Den sozialdemokratischen Wählern ist Budisa nicht recht geheuer. Er ist zutiefst national, sehr steif, patriarchalisch - er hat mit anderen Worten das Zeug dazu, ein zweiter Tudjman zu werden. Anders als Tudjman ist Budisa aber anständig und ehrlich. Er hat versprochen, die Befugnisse seines Amtes radikal beschneiden zu lassen.

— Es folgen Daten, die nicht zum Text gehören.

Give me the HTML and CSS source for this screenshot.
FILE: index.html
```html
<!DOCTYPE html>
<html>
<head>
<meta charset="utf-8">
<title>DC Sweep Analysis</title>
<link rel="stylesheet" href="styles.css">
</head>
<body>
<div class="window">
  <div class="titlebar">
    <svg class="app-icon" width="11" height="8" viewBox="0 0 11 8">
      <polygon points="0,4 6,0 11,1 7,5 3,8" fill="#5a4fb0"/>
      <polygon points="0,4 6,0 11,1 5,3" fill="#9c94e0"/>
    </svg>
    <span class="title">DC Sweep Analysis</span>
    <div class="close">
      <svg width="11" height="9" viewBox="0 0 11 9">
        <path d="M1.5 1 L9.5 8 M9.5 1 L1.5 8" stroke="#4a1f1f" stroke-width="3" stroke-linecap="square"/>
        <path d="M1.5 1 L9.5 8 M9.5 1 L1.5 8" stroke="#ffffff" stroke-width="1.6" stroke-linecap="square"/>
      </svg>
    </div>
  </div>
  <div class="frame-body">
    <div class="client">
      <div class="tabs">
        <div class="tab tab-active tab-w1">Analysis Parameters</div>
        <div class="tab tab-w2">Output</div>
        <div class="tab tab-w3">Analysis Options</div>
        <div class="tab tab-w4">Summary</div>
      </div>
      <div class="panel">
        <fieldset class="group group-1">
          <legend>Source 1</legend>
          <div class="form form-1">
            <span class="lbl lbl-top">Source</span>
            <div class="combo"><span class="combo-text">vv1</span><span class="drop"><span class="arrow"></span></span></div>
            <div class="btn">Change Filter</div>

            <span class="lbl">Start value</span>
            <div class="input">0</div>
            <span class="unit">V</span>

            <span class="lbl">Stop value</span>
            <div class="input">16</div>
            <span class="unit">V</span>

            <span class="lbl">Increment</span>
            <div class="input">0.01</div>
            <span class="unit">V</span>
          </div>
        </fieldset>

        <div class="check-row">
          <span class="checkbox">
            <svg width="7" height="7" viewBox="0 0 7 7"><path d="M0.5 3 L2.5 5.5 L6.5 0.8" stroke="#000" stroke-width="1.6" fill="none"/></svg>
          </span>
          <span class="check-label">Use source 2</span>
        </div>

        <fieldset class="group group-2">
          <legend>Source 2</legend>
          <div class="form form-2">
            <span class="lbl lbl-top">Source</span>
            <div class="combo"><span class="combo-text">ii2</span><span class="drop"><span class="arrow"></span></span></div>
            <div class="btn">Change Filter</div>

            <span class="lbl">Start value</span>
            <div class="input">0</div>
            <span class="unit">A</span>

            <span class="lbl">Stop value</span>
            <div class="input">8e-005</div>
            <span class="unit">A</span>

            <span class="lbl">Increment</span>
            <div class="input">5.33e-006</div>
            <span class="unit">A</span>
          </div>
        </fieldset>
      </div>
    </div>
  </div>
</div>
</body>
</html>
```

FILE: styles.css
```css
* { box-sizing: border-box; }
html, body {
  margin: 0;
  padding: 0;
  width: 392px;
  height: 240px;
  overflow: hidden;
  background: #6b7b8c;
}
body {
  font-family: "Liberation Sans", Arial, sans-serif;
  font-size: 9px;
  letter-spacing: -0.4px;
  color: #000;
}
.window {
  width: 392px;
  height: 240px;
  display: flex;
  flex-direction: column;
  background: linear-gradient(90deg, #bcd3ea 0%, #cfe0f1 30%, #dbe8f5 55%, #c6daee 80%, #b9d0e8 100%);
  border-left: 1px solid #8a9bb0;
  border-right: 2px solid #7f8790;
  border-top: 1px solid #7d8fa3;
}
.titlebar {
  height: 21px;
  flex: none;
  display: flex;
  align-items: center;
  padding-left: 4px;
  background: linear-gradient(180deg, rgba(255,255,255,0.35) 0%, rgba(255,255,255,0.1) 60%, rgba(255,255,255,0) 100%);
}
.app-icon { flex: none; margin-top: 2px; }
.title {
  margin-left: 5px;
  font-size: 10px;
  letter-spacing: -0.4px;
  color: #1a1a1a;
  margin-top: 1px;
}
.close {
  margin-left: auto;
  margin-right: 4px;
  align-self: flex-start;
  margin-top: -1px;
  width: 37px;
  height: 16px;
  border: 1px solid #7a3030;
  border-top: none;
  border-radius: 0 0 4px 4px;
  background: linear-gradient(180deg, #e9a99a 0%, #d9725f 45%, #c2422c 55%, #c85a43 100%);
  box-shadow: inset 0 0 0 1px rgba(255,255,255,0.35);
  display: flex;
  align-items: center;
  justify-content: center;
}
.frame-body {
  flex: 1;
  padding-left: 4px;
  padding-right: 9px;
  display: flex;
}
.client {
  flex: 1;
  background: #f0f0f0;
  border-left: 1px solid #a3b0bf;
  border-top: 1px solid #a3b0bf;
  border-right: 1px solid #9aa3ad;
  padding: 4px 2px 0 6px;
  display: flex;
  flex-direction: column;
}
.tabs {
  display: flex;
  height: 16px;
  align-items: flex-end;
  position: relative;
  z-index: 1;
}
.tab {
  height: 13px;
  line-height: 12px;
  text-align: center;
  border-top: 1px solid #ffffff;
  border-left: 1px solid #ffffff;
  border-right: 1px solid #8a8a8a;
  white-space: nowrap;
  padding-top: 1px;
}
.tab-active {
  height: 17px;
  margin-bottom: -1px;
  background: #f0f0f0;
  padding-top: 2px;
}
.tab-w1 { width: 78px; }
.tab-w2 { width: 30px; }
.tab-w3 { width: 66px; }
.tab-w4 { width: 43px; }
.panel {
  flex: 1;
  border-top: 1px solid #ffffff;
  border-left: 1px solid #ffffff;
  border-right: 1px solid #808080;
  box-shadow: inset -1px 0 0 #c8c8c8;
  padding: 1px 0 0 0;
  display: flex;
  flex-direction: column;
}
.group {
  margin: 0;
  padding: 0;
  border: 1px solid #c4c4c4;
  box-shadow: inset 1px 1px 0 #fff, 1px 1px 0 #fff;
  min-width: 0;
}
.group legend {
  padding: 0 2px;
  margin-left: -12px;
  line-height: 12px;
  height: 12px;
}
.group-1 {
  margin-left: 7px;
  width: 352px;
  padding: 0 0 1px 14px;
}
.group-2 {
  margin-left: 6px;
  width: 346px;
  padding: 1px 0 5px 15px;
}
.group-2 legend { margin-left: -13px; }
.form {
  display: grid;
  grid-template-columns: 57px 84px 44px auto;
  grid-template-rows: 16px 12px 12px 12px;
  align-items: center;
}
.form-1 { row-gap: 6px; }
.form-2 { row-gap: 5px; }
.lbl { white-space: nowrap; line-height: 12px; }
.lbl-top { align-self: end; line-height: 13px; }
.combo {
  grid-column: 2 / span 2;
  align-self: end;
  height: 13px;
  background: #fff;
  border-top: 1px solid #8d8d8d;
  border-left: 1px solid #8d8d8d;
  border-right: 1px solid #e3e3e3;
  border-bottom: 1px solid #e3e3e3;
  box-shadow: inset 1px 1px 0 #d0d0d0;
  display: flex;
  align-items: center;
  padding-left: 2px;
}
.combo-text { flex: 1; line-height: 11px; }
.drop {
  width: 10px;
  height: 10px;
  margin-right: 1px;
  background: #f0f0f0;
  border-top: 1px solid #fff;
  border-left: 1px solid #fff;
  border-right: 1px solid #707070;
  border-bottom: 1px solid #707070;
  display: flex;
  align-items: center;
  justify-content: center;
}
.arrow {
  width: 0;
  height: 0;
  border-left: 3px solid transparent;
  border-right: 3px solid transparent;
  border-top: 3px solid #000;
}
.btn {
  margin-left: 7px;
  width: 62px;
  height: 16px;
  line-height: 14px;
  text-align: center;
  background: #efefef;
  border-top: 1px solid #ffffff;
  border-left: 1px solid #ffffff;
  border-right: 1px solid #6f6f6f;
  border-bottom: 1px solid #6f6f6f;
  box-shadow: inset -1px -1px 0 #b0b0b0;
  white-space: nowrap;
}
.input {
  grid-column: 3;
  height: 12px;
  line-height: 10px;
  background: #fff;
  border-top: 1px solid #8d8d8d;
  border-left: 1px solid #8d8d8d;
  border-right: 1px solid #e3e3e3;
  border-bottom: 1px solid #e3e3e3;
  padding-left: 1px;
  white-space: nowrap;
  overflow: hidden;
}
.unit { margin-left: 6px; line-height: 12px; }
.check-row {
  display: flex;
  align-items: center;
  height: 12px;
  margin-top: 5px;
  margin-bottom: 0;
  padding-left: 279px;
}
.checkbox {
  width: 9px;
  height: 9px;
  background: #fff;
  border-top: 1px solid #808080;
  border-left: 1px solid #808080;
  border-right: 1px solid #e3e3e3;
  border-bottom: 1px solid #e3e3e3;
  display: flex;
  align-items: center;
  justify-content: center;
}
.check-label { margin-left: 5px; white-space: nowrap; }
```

Stipe Mesic (65) feiert eine Art politische Auferstehung. Er, der sich 1992 gut schrieb, Jugoslawien zerstört zu haben, überwarf sich zwei Jahre später mit Tudjman, gründete eine Kleinpartei und schloss sich bald darauf einer anderen an. Nun erinnert er die Kroaten mit Charme, Humor und seiner bestechenden Intelligenz an die glorreichen Tage der Staatsgründung. - Auch den Rest der Welt erinnert Mesic an etwas: daran nämlich, dass sich in Kroatien nach Tudjmans Tod ein von der internationalen Gemeinschaft abgelehntes, letztlich aber erfolgreiches Programm erfüllt. Kroatien hat sich gegen den Rat von EU und USA selbstständig gemacht, einen Krieg geführt - es hat trotz internationaler Proteste und Sanktionsdrohungen fast vier Fünftel seiner serbischen Minderheit vertrieben (s. Übersicht) und in Bosnien die Entstehung eines funktionsfähigen Staates verhindern helfen. Nach alledem genügt der Tod des Hauptverantwortlichen, um das Land zu rehabilitieren und zum EU-Beitrittskandidaten zu erheben. Wer akzeptiert hat, dass es in der Geschichte sowieso keine Gerechtigkeit gibt, wird damit kein Problem haben. Aber in der Gegenwart muss die plötzliche Erneuerung Kroatiens ihre Folgen haben. Sie zeigt nämlich deutlich, dass man einem autoritären Regime mit Normalisierung und gestuften politischen Sanktionen weit besser beikommt als mit totaler Isolierung. Sie zeigt außerdem, dass die politisch-ideologische Verderbheit der jugoslawischen Nachfolgestaaten nicht so tief geht, wie manche meinten. Gestern waren die Kroaten noch die finstersten Ustascha-Balkanesen - heute sind sie die lautersten Demokraten, denn mit der Wahl und ihrer Beobachtung durch Tausende unabhängige Bürger haben sie - was Zivilcourage und Selbstbewusstsein angeht - mancher reicheren Transformationsstaat hinter sich gelassen. Die Gesellschaften in Ex-Jugoslawien bestehen nicht aus Faschisten - hier leben ganz normale Postsozialisten wie in Ungarn, Rumänien oder Ostdeutschland. Das heißt auch: Kroatiens Erfolgsgeschichte lässt sich in Belgrad wiederholen. Man muss nur das Embargo aufheben.